The Working Waterfront

Food for the finicky feline

The endearing way our cats eat

By Sandy Oliver
Posted 2024-12-10
Last Modified 2024-12-10

In the kitchen, on the floor next to the cookstove, Yandro finds his food. Before this pale orange, furry little being came here to live, he sat on a stool at a dining table, on which he was allowed to put his front paws, and only his front paws, to eat from his bowl. He was often treated to little bites from his doting mistress’s plate.

Yandro has come down a peg or two from those halcyon, spoiled-cat days even though I love him and his unbelievably soft fur, his annoying companionable ways (like walking on the computer keyboard), or when he climbs onto my lap in the evening as I knit, twitching his ears in irritation as the yarn flicks over his head.

Johanna, sadly deceased, spoiled him very much and even in this house, where one of the operating principles is “Don’t disturb the cat,” as in, if he is sleeping on an unmade bed, I don’t push him off in order to make it, he still doesn’t get all the privileges he was used to.

If nothing else is available, he’ll finally drink out of the bowl next to his food dish.

Feeding him, of course, ends up being a kind of exception. My former husband who worked in veterinary hospitals told me once that even though owners came in with their cats and the cats’ preferred food, the cats would actually eat whatever crunchies the hospital doled out. I suspect we cat lovers feel a surge of smug pleasure when little Muffy laps up whatever we have chosen for her because we know dogs will eat anything, unlike our more discerning pets.

We are, of course, aided and abetted by cat food makers who know how to nudge us into our choices with words like “paté” instead of ground up paste, or “shreds” for undistinguished fragments floating in “gravy” which is some kind of thickened water, and even using the word “grilled.”

Seriously? As if the cat food company has a whole bunch of barbecue grills in its backyard. Hey, Yandro, want some ketchup with that?

One I saw picks up human desire for good health with the line, “Plus the gravy for cats provides plenty of moisture to help keep your pal hydrated.”

Yandro, whom I trust to know when he is thirsty, likes exotic water. He’ll leap into the bathtub in hopes that someone left the faucet dripping. He finds a pitcher set on the floor with water intended for houseplants very appealing. He’ll sneak into the cellar to sip from the sump pump basin. If nothing else is available, he’ll finally drink out of the bowl next to his food dish.

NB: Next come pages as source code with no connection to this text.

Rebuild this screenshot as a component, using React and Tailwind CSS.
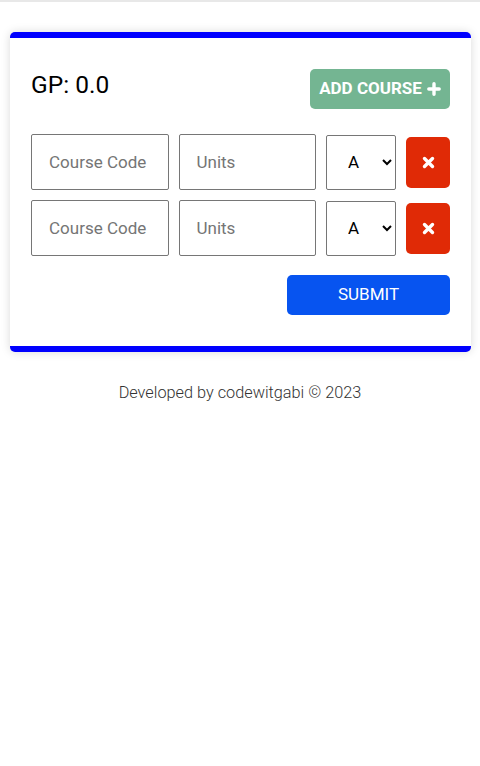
function TimesIcon() {
  return (
    <svg width="13" height="13" viewBox="0 0 13 13" fill="none">
      <path d="M2.5 2.5 L10.5 10.5 M10.5 2.5 L2.5 10.5" stroke="currentColor" strokeWidth="3.4" strokeLinecap="round" />
    </svg>
  );
}

function PlusIcon() {
  return (
    <svg width="14" height="14" viewBox="0 0 14 14" fill="none">
      <path d="M7 1.8 V12.2 M1.8 7 H12.2" stroke="currentColor" strokeWidth="3.4" strokeLinecap="round" />
    </svg>
  );
}

function CourseRow() {
  return (
    <div className="flex items-center gap-[10px]">
      <input
        type="text"
        placeholder="Course Code"
        className="h-[56px] min-w-0 flex-1 rounded-[2px] border border-[#767676] pl-[17px] text-[17px] text-black placeholder:text-[#757575] outline-none"
      />
      <input
        type="number"
        placeholder="Units"
        className="h-[56px] min-w-0 flex-1 rounded-[2px] border border-[#767676] pl-[17px] text-[17px] text-black placeholder:text-[#757575] outline-none"
      />
      <select
        defaultValue="A"
        className="h-[55px] w-[70px] rounded-[2px] border border-[#767676] bg-white pl-[17px] text-[17px] text-black"
        style={{ appearance: "auto" }}
      >
        <option>A</option>
        <option>B</option>
        <option>C</option>
        <option>D</option>
        <option>E</option>
        <option>F</option>
      </select>
      <button className="flex h-[51px] w-[44px] items-center justify-center rounded-[5px] bg-[#e02a06] text-white">
        <TimesIcon />
      </button>
    </div>
  );
}

export default function App() {
  return (
    <div className="min-h-screen bg-white font-['Roboto',sans-serif]">
      <div className="h-[2px] bg-[#e8e8e8]" />

      {/* card */}
      <div className="ml-[10px] mr-[9px] mt-[30px] rounded-[5px] border-y-[6px] border-[#0000ff] bg-white px-[21px] pb-[31px] pt-[31px] shadow-[0_0_10px_rgba(0,0,0,0.15)]">
        <div className="flex items-start justify-between">
          <h2 className="mt-[2px] text-[24.5px] leading-[28px] text-black">GP: 0.0</h2>
          <button className="flex h-[40px] w-[140px] items-center justify-center gap-[5px] rounded-[5px] bg-[#74b592] text-[17px] font-bold text-white">
            <span>ADD COURSE</span>
            <PlusIcon />
          </button>
        </div>

        <div className="mt-[25px] flex flex-col gap-[10px]">
          <CourseRow />
          <CourseRow />
        </div>

        <div className="mt-[19px] flex justify-end">
          <button className="h-[40px] w-[163px] rounded-[5px] bg-[#0754f0] text-[17px] text-white">
            SUBMIT
          </button>
        </div>
      </div>

      <p className="mt-[29px] text-center text-[16.3px] font-light leading-[24px] text-[#333]">
        Developed by codewitgabi © 2023
      </p>
    </div>
  );
}
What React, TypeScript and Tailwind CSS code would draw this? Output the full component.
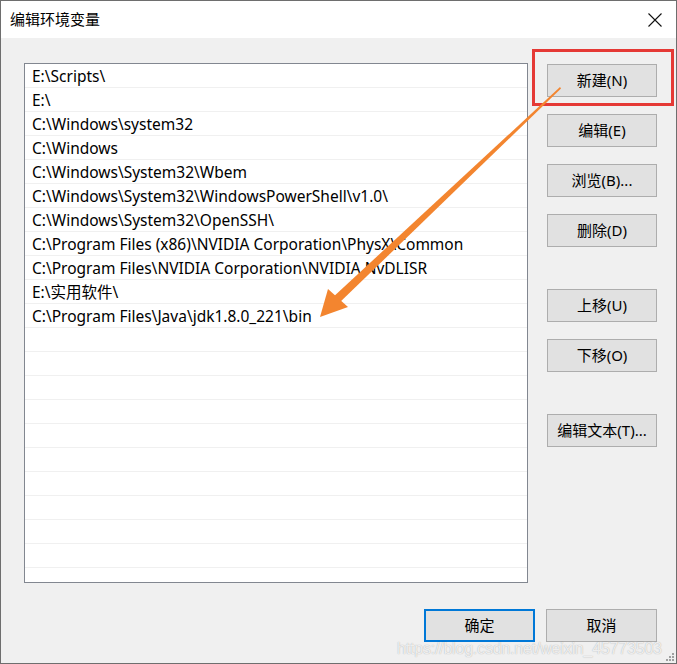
import React from "react";

const rows = [
  "E:\\Scripts\\",
  "E:\\",
  "C:\\Windows\\system32",
  "C:\\Windows",
  "C:\\Windows\\System32\\Wbem",
  "C:\\Windows\\System32\\WindowsPowerShell\\v1.0\\",
  "C:\\Windows\\System32\\OpenSSH\\",
  "C:\\Program Files (x86)\\NVIDIA Corporation\\PhysX\\Common",
  "C:\\Program Files\\NVIDIA Corporation\\NVIDIA NvDLISR",
  "E:\\实用软件\\",
  "C:\\Program Files\\Java\\jdk1.8.0_221\\bin",
];

const allRows = [...rows, ...Array(11).fill("")];

function Btn({ label, className = "" }: { label: string; className?: string }) {
  return (
    <div
      className={
        "w-[110px] h-[33px] bg-[#e1e1e1] border border-[#adadad] flex items-center justify-center text-[15px] text-black " +
        className
      }
    >
      {label}
    </div>
  );
}

export default function App() {
  return (
    <div
      className="relative w-[677px] h-[664px] border border-[#6e6e6e] bg-[#f0f0f0] overflow-hidden flex flex-col"
      style={{ fontFamily: "'Noto Sans', 'Noto Sans CJK SC', sans-serif" }}
    >
      {/* title bar */}
      <div className="h-[37px] bg-white flex items-center justify-between pl-[9px] pr-[14px] shrink-0">
        <span className="text-[15px] text-black leading-none">编辑环境变量</span>
        <svg width="14" height="14" viewBox="0 0 14 14" className="mt-[1px]">
          <path d="M0.5 0.5 L13.5 13.5 M13.5 0.5 L0.5 13.5" stroke="#111" strokeWidth="1.1" fill="none" />
        </svg>
      </div>

      {/* body */}
      <div className="flex pl-[23px] pt-[25px]">
        <div className="w-[504px] h-[520px] bg-white border border-[#828790] overflow-hidden">
          {allRows.map((r, i) => (
            <div
              key={i}
              className="h-[24px] border-b border-[#f0f0f0] pl-[7px] pt-[3px] flex items-center text-[15.5px] text-black whitespace-nowrap leading-none"
            >
              {r}
            </div>
          ))}
        </div>
        <div className="ml-[19px] pt-[1px] flex flex-col">
          <Btn label="新建(N)" />
          <Btn label="编辑(E)" className="mt-[17px]" />
          <Btn label="浏览(B)..." className="mt-[17px]" />
          <Btn label="删除(D)" className="mt-[17px]" />
          <Btn label="上移(U)" className="mt-[42px]" />
          <Btn label="下移(O)" className="mt-[17px]" />
          <Btn label="编辑文本(T)..." className="mt-[42px]" />
        </div>
      </div>

      {/* bottom buttons */}
      <div className="flex justify-end gap-[11px] pr-[19px] mt-[26px]">
        <div className="w-[111px] h-[33px] bg-[#e1e1e1] border-2 border-[#0078d7] flex items-center justify-center text-[15px] text-black">
          确定
        </div>
        <div className="w-[111px] h-[33px] bg-[#e1e1e1] border border-[#adadad] flex items-center justify-center text-[15px] text-black">
          取消
        </div>
      </div>

      {/* watermark */}
      <div
        className="absolute left-[396px] top-[636px] text-[16px] text-white/80 whitespace-nowrap tracking-[-0.2px] [text-shadow:0_0_1px_rgba(0,0,0,0.35)]"
        style={{ fontFamily: "'Liberation Sans', Arial, sans-serif" }}
      >
        https://blog.csdn.net/weixin_45773503
      </div>

      {/* resize grip */}
      <svg className="absolute right-[1px] bottom-[1px]" width="10" height="10" viewBox="0 0 10 10">
        <rect x="7" y="1" width="2" height="2" fill="#a0a0a0" />
        <rect x="4" y="4" width="2" height="2" fill="#a0a0a0" />
        <rect x="7" y="4" width="2" height="2" fill="#a0a0a0" />
        <rect x="1" y="7" width="2" height="2" fill="#a0a0a0" />
        <rect x="4" y="7" width="2" height="2" fill="#a0a0a0" />
        <rect x="7" y="7" width="2" height="2" fill="#a0a0a0" />
      </svg>

      {/* annotations */}
      <svg className="absolute left-[-1px] top-[-1px] pointer-events-none" width="677" height="664" viewBox="0 0 677 664">
        <rect x="533.5" y="50.5" width="139" height="54" fill="none" stroke="#e53935" strokeWidth="3" />
        <polygon points="560,87 561,88.5 337,305 331,299" fill="#f3852f" />
        <polygon points="320,317 328,289 348,307" fill="#f3852f" />
      </svg>
    </div>
  );
}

Whatever did cats, who’ve kept humans company for millennia, do to keep fed before canned cat food? Well, mice of course, and other small creatures. Scraps of fish or meat from human hands.

I’ve heard of barn cats who knew how to drink milk shot into their mouths by the person milking a cow. While watching Ana Bush Craft, a YouTube video made in southeast Asia filmed by a tough and determined young woman, I observed her mix up fish and rice for her cats, the same dish eaten by the lady herself.

Yandro is remarkably uninterested in my dinner. Some cats in my past relentlessly circled my feet when I cooked, entranced by the smell of cooking meat. One learned how to knock over a milk carton to spill some out; he’d also jump on a table to dip his paw into the cream pitcher and lick it clean.

Yandro’s exception is Philadelphia cream cheese (he doesn’t like the store brand) for which he will actually let you shake his paw.

Like a lot of islanders, I suspect, I order cat food from a famous internet pet supply house because shipping is cheaper than a ferry ticket and buying large quantities is handy. After one shipment, I received an invitation to review my purchase experience. One question asked me to rate the quality of the food.

Excuse me? How would I know! I’m not the one eating this stuff, a point I entered in a comments box.

That elicited a concerned query about how they could improve my experience. I suggested they figure out how to survey cats, which eventually devolved into a sincere hope from them that they could finally help me with my problem.

When I responded that it wasn’t me with the problem, I ended up with an offer in my inbox to review the quality of their help.

Maybe I’ll send them a picture of Yandro with his nose in his food dish, happily hydrating himself from a serving of ocean white fish shreds with tomato. In gravy.